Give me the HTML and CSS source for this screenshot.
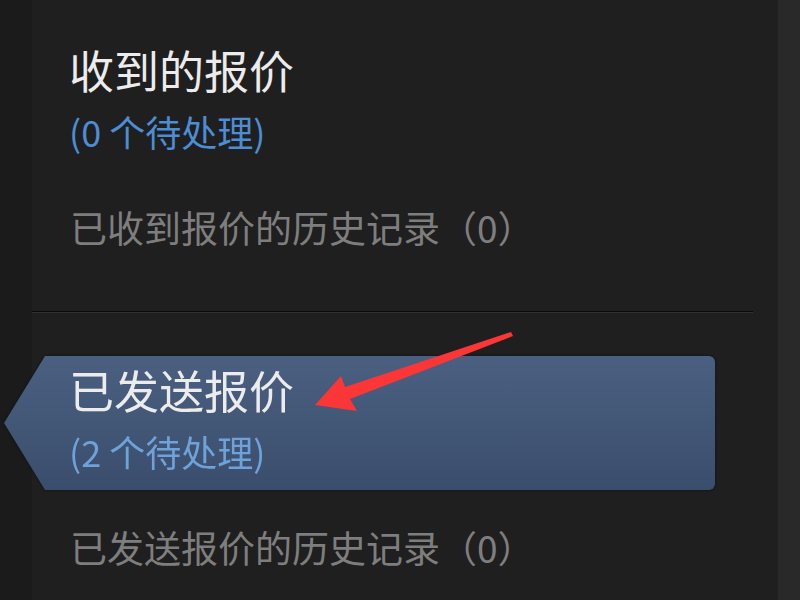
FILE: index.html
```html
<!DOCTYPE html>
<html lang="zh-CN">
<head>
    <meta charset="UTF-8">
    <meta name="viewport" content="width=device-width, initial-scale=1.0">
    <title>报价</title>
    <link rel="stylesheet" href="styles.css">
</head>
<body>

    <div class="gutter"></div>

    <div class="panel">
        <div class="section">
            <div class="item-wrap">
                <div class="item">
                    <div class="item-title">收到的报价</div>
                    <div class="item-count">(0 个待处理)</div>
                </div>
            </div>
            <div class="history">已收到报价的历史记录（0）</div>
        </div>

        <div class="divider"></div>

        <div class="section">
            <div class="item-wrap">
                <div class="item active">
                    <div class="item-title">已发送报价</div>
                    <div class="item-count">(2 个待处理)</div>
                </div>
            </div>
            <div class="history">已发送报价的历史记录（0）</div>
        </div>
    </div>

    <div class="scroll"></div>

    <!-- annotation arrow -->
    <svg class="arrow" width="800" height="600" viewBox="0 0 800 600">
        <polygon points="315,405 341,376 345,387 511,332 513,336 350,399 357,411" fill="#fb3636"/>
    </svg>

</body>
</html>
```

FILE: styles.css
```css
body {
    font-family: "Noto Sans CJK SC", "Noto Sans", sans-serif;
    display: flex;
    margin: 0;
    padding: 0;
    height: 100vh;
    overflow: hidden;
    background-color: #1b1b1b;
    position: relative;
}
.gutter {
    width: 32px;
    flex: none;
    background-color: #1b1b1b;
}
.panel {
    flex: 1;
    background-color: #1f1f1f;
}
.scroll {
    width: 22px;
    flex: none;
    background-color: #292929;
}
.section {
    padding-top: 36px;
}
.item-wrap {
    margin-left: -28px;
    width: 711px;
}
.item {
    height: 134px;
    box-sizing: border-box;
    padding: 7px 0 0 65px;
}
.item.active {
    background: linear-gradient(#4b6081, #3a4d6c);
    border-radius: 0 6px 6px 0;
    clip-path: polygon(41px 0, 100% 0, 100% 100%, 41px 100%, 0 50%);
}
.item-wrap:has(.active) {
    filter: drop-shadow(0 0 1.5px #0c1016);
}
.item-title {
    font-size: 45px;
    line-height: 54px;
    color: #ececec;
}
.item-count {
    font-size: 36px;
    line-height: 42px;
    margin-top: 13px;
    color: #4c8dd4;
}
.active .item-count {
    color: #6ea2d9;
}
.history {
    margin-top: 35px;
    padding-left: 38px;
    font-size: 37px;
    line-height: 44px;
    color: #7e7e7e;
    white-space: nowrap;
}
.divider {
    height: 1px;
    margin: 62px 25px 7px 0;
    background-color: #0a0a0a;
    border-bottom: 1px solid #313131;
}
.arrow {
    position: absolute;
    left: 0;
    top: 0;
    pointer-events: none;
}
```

TASK GOAL: Your copy of the data above should match it exactly, except that pictures are left out.

RESULT FOR THIS EXERCISE:
Give me the HTML and CSS source for this screenshot.
FILE: index.html
```html
<!DOCTYPE html>
<html lang="zh-CN">
<head>
    <meta charset="UTF-8">
    <meta name="viewport" content="width=device-width, initial-scale=1.0">
    <title>报价</title>
    <link rel="stylesheet" href="styles.css">
</head>
<body>

    <div class="gutter"></div>

    <div class="panel">
        <div class="section">
            <div class="item-wrap">
                <div class="item">
                    <div class="item-title">收到的报价</div>
                    <div class="item-count">(0 个待处理)</div>
                </div>
            </div>
            <div class="history">已收到报价的历史记录（0）</div>
        </div>

        <div class="divider"></div>

        <div class="section">
            <div class="item-wrap">
                <div class="item active">
                    <div class="item-title">已发送报价</div>
                    <div class="item-count">(2 个待处理)</div>
                </div>
            </div>
            <div class="history">已发送报价的历史记录（0）</div>
        </div>
    </div>

    <div class="scroll"></div>

    <!-- annotation arrow -->
    <svg class="arrow" width="800" height="600" viewBox="0 0 800 600">
        <polygon points="315,405 341,376 345,387 511,332 513,336 350,399 357,411" fill="#fb3636"/>
    </svg>

</body>
</html>
```

FILE: styles.css
```css
body {
    font-family: "Noto Sans CJK SC", "Noto Sans", sans-serif;
    display: flex;
    margin: 0;
    padding: 0;
    height: 100vh;
    overflow: hidden;
    background-color: #1b1b1b;
    position: relative;
}
.gutter {
    width: 32px;
    flex: none;
    background-color: #1b1b1b;
}
.panel {
    flex: 1;
    background-color: #1f1f1f;
}
.scroll {
    width: 22px;
    flex: none;
    background-color: #292929;
}
.section {
    padding-top: 36px;
}
.item-wrap {
    margin-left: -28px;
    width: 711px;
}
.item {
    height: 134px;
    box-sizing: border-box;
    padding: 7px 0 0 65px;
}
.item.active {
    background: linear-gradient(#4b6081, #3a4d6c);
    border-radius: 0 6px 6px 0;
    clip-path: polygon(41px 0, 100% 0, 100% 100%, 41px 100%, 0 50%);
}
.item-wrap:has(.active) {
    filter: drop-shadow(0 0 1.5px #0c1016);
}
.item-title {
    font-size: 45px;
    line-height: 54px;
    color: #ececec;
}
.item-count {
    font-size: 36px;
    line-height: 42px;
    margin-top: 13px;
    color: #4c8dd4;
}
.active .item-count {
    color: #6ea2d9;
}
.history {
    margin-top: 35px;
    padding-left: 38px;
    font-size: 37px;
    line-height: 44px;
    color: #7e7e7e;
    white-space: nowrap;
}
.divider {
    height: 1px;
    margin: 62px 25px 7px 0;
    background-color: #0a0a0a;
    border-bottom: 1px solid #313131;
}
.arrow {
    position: absolute;
    left: 0;
    top: 0;
    pointer-events: none;
}
```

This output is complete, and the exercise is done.